Let's see how it works in a practical case.

First, read [this article](https://www.machinelearningplus.com/nlp/lemmatization-examples-python/).

Then, try to apply what you have learned by using SpaCy or NLTK.

**Pro tips:** Most lemmatizers only work with a single word and not on sentences. Think about tokenizing your sentence first.

**Pro tips:** If you experience SSL issues during `nltk` import [check this](https://stackoverflow.com/questions/38916452/nltk-download-ssl-certificate-verify-failed).

## Spacy

In [None]:
# Can you lemmatize this sentence with Spacy and / or NLTK?

my_sentence = "Those children are playing. this game, those games, I play he plays"


In [1]:
#Step 1 - Import Spacy
import spacy

#Step 2 - Initialize the Spacy en model.
load_model = spacy.load('en_core_web_sm')

#Step 3 - Take a simple text for sample
my_sentence = "Those children are playing. this game, those games, I play he plays"

#Step 4 - Parse the text
doc = load_model(my_sentence)

#Step 5 - Extract the lemma for each token
lemmatized_output = " ".join([token.lemma_ for token in doc])

print(lemmatized_output)

those child be play . this game , those game , I play he play


## NLTK

In [1]:
import nltk
nltk.download('omw-1.4')
nltk.download('wordnet')
nltk.download('punkt')

[nltk_data] Downloading package omw-1.4 to
[nltk_data]     C:\Users\yurit\AppData\Roaming\nltk_data...
[nltk_data]   Package omw-1.4 is already up-to-date!
[nltk_data] Downloading package wordnet to
[nltk_data]     C:\Users\yurit\AppData\Roaming\nltk_data...
[nltk_data]   Package wordnet is already up-to-date!
[nltk_data] Downloading package punkt to
[nltk_data]     C:\Users\yurit\AppData\Roaming\nltk_data...
[nltk_data]   Package punkt is already up-to-date!


True

In [5]:
from nltk.stem import WordNetLemmatizer

# Init the Wordnet Lemmatizer
lemmatizer = WordNetLemmatizer()

# Lemmatize Single Word
print(lemmatizer.lemmatize("children"))
print(lemmatizer.lemmatize("plays"))
print(lemmatizer.lemmatize("playing"))



child
play
playing


In [6]:
import nltk
from nltk.stem import WordNetLemmatizer

# Define the sentence to be lemmatized
sentence = "Those children are playing. this game, those games, I play he plays"

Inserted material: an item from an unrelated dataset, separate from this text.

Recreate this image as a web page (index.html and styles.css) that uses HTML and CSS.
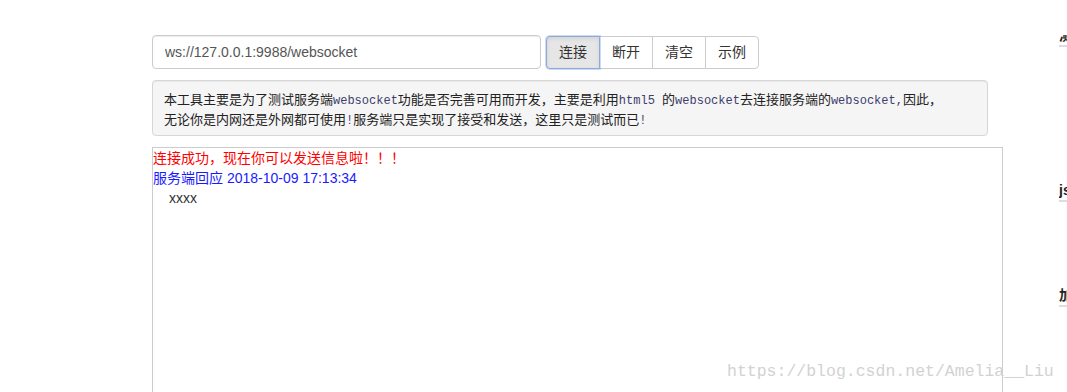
FILE: index.html
```html
<!DOCTYPE html>
<html lang="zh">
<head>
<meta charset="utf-8">
<title>websocket 测试工具</title>
<link rel="stylesheet" href="styles.css">
</head>
<body>
<div class="page">
  <main class="main">
    <div class="toolbar">
      <input class="url" type="text" value="ws://127.0.0.1:9988/websocket">
      <div class="btn-group">
        <button class="btn active">连接</button>
        <button class="btn">断开</button>
        <button class="btn">清空</button>
        <button class="btn">示例</button>
      </div>
    </div>
    <div class="info">
      本工具主要是为了测试服务端<span class="code">websocket</span>功能是否完善可用而开发，主要是利用<span class="code">html5 </span>的<span class="code">websocket</span>去连接服务端的<span class="code">websocket,</span>因此，<br>
      无论你是内网还是外网都可使用<span class="code">!</span>服务端只是实现了接受和发送，这里只是测试而已<span class="code">!</span>
    </div>
    <div class="messages">
      <div class="msg-ok">连接成功，现在你可以发送信息啦！！！</div>
      <div class="msg-server">服务端回应 2018-10-09 17:13:34</div>
      <div class="msg-body">xxxx</div>
    </div>
  </main>
  <aside class="side">
    <div class="side-title t1">测试</div>
    <div class="side-title t2">js</div>
    <div class="side-title t3">加密</div>
  </aside>
</div>
<div class="watermark">https://blog.csdn.net/Amelia__Liu</div>
</body>
</html>
```

FILE: styles.css
```css
html, body {
  margin: 0;
  padding: 0;
  height: 100%;
  overflow: hidden;
  background: #fff;
  font-family: "Liberation Sans", Arial, "Noto Sans CJK SC", sans-serif;
  font-size: 14px;
  color: #333;
}

.page {
  display: flex;
  padding-left: 152px;
  padding-top: 35px;
  gap: 56px;
}

.main {
  width: 851px;
  flex: none;
  display: flex;
  flex-direction: column;
}

.toolbar {
  display: flex;
  align-items: flex-start;
  gap: 5px;
}

.url {
  box-sizing: border-box;
  width: 389px;
  height: 34px;
  padding: 6px 12px;
  border: 1px solid #ccc;
  border-radius: 4px;
  font-family: "Liberation Sans", Arial, sans-serif;
  font-size: 14px;
  color: #555;
  box-shadow: inset 0 1px 1px rgba(0,0,0,.075);
  outline: none;
  margin: 0;
}

.btn-group {
  display: flex;
  margin-top: 1px;
}

.btn {
  box-sizing: border-box;
  height: 33px;
  padding: 0 12px;
  margin: 0;
  margin-left: -1px;
  border: 1px solid #ccc;
  background: #fff;
  color: #333;
  font-family: "Liberation Sans", Arial, "Noto Sans CJK SC", sans-serif;
  font-size: 14px;
  line-height: 31px;
  border-radius: 0;
}

.btn:first-child {
  margin-left: 0;
  border-radius: 4px 0 0 4px;
}

.btn:last-child {
  border-radius: 0 4px 4px 0;
  width: 54px;
}

.btn.active {
  background: #e6e6e6;
  border-color: #8fa9d8;
  box-shadow: inset 0 2px 4px rgba(0,0,0,.08), 0 0 0 1px rgba(102,150,233,.35);
  position: relative;
  z-index: 1;
}

.info {
  margin-top: 11px;
  width: 836px;
  height: 56px;
  box-sizing: border-box;
  padding: 9px 11px 0;
  background: #f5f5f5;
  border: 1px solid #d6d6d6;
  border-radius: 4px;
  font-family: "Noto Sans CJK SC", sans-serif;
  font-size: 13px;
  line-height: 17px;
  color: #222;
  box-shadow: inset 0 1px 1px rgba(0,0,0,.05);
}

.code {
  font-family: "Liberation Mono", "DejaVu Sans Mono", monospace;
  font-size: 12px;
  color: #3d3d6e;
}

.messages {
  margin-top: 11px;
  height: 300px;
  border: 1px solid #ccc;
  font-size: 14px;
  line-height: 20px;
}

.msg-ok {
  color: #f00;
}

.msg-server {
  color: #1a1aff;
}

.msg-body {
  padding-left: 16px;
  color: #333;
}

.side {
  flex: 1;
  min-width: 0;
  overflow: hidden;
  white-space: nowrap;
  height: 357px;
}

.side-title {
  font-weight: bold;
  font-size: 14px;
  line-height: 20px;
  color: #222;
  border-bottom: 2px solid #ddd;
  width: 40px;
}

.t1 { margin-top: -10px; }
.t2 { margin-top: 133px; }
.t3 { margin-top: 83px; }

.watermark {
  position: absolute;
  left: 727px;
  top: 362px;
  font-family: "Liberation Mono", "Courier New", monospace;
  font-size: 16.5px;
  line-height: 20px;
  color: #d2d2d2;
  white-space: nowrap;
}
```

# Tokenize: Split the sentence into words
word_list = nltk.word_tokenize(sentence)
print(word_list)

# Lemmatize list of words and join
lemmatized_output = ' '.join([lemmatizer.lemmatize(w) for w in word_list])
print(lemmatized_output)

['Those', 'children', 'are', 'playing', '.', 'this', 'game', ',', 'those', 'games', ',', 'I', 'play', 'he', 'plays']
Those child are playing . this game , those game , I play he play


In [9]:
from nltk.stem import WordNetLemmatizer
from nltk.tokenize import sent_tokenize


my_sentence = "Those children are playing. this game, those games, I play he plays"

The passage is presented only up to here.